I enjoyed reading this article. I think good mentors are very important and I think a good mentor has all of the above characteristics. I also think a good mentor makes it a point to focus on the areas of improvement of the new teacher and to point out and commend the new teacher on what she does well. I think a good mentor helps her mentee plan. I feel that is the hardest thing for a new teacher, planning.

Marsha's picture
Anonymous (not verified)

I would agree with your posting regarding mentoring. Currently I am a Walden University student earning my Masters degree in Reading and Literacy and one of our current topics is the Novice and Expert teacher. I believe this is directly related to mentoring. The novice and expert teachers have so much to offer each other and are both crucial parts to our educational system as long as the novice is moving along the path of expert.

Rod Achter's picture
Anonymous (not verified)

Teachers that mentor first year teachers must have a postive outlook towards students and education or things could get very ugly. Teachers must be willing to work with the young teachers and most importantly they must put in the postive time needed to be successful. We have some teachers in our building that are only being a mentor because they are getting paid by our district.

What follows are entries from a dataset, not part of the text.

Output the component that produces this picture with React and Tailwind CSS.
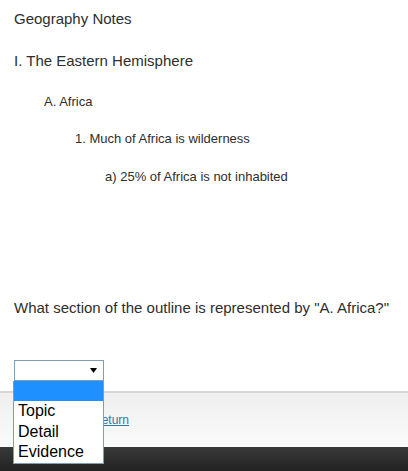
import React from 'react';

const outline = [
  { text: 'I. The Eastern Hemisphere', cls: 'mt-[25px] pl-[14px] text-[15px] leading-[17px]' },
  { text: 'A. Africa', cls: 'mt-[25px] pl-[44px] text-[13px] leading-[15px]' },
  { text: '1. Much of Africa is wilderness', cls: 'mt-[22px] pl-[75px] text-[13px] leading-[15px]' },
  { text: 'a) 25% of Africa is not inhabited', cls: 'mt-[23px] pl-[105px] text-[13px] leading-[15px]' },
];

const options = ['Topic', 'Detail', 'Evidence'];

export default function App() {
  return (
    <div className="relative h-[471px] w-[408px] overflow-hidden bg-white text-[#2e2e2e] [font-family:'Liberation_Sans',Arial,sans-serif]">
      <div className="pt-[10px]">
        <p className="pl-[14px] text-[15px] leading-[17px]">Geography Notes</p>
        {outline.map((item) => (
          <p key={item.text} className={item.cls}>
            {item.text}
          </p>
        ))}
        <p className="mt-[115px] pl-[14px] text-[15px] leading-[17px]">
          What section of the outline is represented by "A. Africa?"
        </p>

        <div className="relative ml-[14px] mt-[44px] h-[21px] w-[90px]">
          <div className="flex h-full w-full items-center justify-end border border-[#7f9db9] bg-white pr-[6px]">
            <svg width="7" height="5" viewBox="0 0 7 5" className="fill-black">
              <path d="M0 0h7L3.5 5z" />
            </svg>
          </div>
        </div>
      </div>

      {/* footer */}
      <div className="mt-[10px] flex h-[56px] items-center border-t-2 border-[#d6d6d6] bg-gradient-to-b from-[#efefef] to-[#fbfbfb] pl-[93px]">
        <a href="#" className="text-[12px] text-[#2b7ea5] underline">
          Return
        </a>
      </div>
      <div className="h-[24px] bg-gradient-to-b from-[#3a3a3a] to-[#222]" />

      {/* open select list */}
      <div className="absolute left-[13px] top-[381px] w-[91px] border border-[#7f9db9] border-t-0 bg-white">
        <div className="h-[20px] bg-[#1e90ff]" />
        {options.map((o) => (
          <div key={o} className="h-[20.5px] pl-[4px] text-[16px] leading-[20px] text-black">
            {o}
          </div>
        ))}
      </div>
    </div>
  );
}
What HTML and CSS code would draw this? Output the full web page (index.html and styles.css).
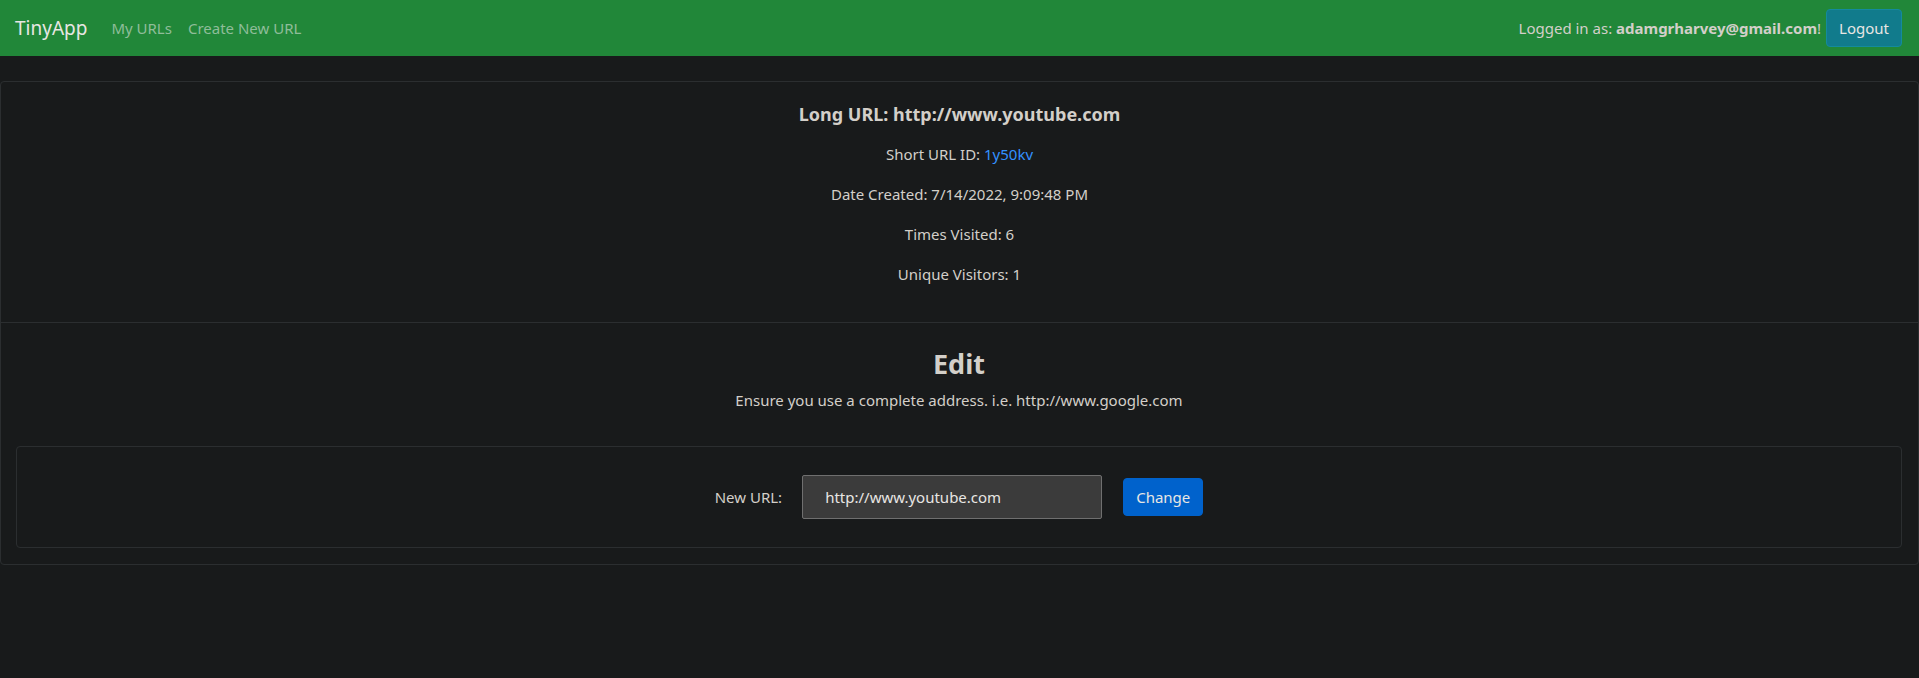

If you're doing this for the pay you're doing it for the wrong reason. If a young teacher has a good mentor it can be a very rewarding experience.

Colleen's picture
Anonymous (not verified)

I am awaiting my first year of teaching, but I am looking forward to having a mentor teacher, as most schools participate in a mentor program. Mentoring, I believe is an important part of being a teacher, and becoming a teacher.

As a current graduate student, I believe that a mentor will help myself as someone who wants and needs to gain experience.

Karen J.'s picture
Anonymous (not verified)

This past summer, I was asked to be a mentor to a new teacher at my school for the fall. I accepted because thought that it would be a great way to get to know our new employee. I did not have a mentor teacher four years ago when I started because I was hired late during preplanning. Things went smoothly. I feel that I was more of a help to her at the beginning of the year; helping set up her classroom, plan lessons, and giving her personal advice. At my school, they did not set me up with formal training (I had no idea training was available!), and though, the requirements were stated, they were non-specific. I feel that I was accepting and always tried to portray a positive attitude. It was difficult for me though because my mentee felt very overwhelmed (as I did when I started teaching!). It was difficult at times to keep her motivated. She is doing great now. We have 7 teachers on our grade level, and I feel like we all participated in mentoring this new teacher.

Carlyn's picture
Anonymous (not verified)

This is my second year of teaching and if it weren't for my first year mentor, I would not have learned as much as I have already. Last year, as a first year teacher, I was given 2 mentors. I had one mentor who was in the same special education position that I was in at my school, and a second mentor who came from the special education department. Both mentors communicated with me on a regular basis and helped me to feel more comfortable in my position. They observed me and I was able to observe them. I thought the mentor program was a great program that gave an expert teacher the opportunity to teach me, the novice teacher.

Carlyn's picture
Anonymous (not verified)

You make a great point. Mentors who are doing it only for the pay are not making such a significant impact on first year teachers as those who are doing it to positively impact and help young professionals. I was very lucky to have 2 mentors who both gave me suggesstions on engaging students, using a variety of teaching strategies, and setting higher expectations for my students. I felt my experience with a mentor was very rewarding.

Veronica Freeland's picture
Anonymous (not verified)

Where I teach every grade level is a team. We are expected to work together. Some grade-level teams work better than others. Second grade is considered one of the most unified teams on campus. When a new teacher joins the team, the rest of us make sure she has the resources or information she needs. We meet regularly to discuss lesson plans as well as problems and issues. I am fortunate that the mentoring is shared on my team. As a result our new teacher this year is getting varried input so she is well informed and is starting her career on a solid foundation.

Jessica's picture
Anonymous (not verified)

I am a third year teacher and have been assigned a new "mentor" teacher each year. There is no official follow-through on this process. Quite frankly, it always seems to a last minute thought, when I am assigned a mentor. There is no real criteria as has been mentioned in this article, primarily, I decided when to go to my mentor and for what. Without a doubt, my thoughts are that there should be a very thorough, outlined program for new teachers, whether it is their first year teaching over all, or they are new to a district.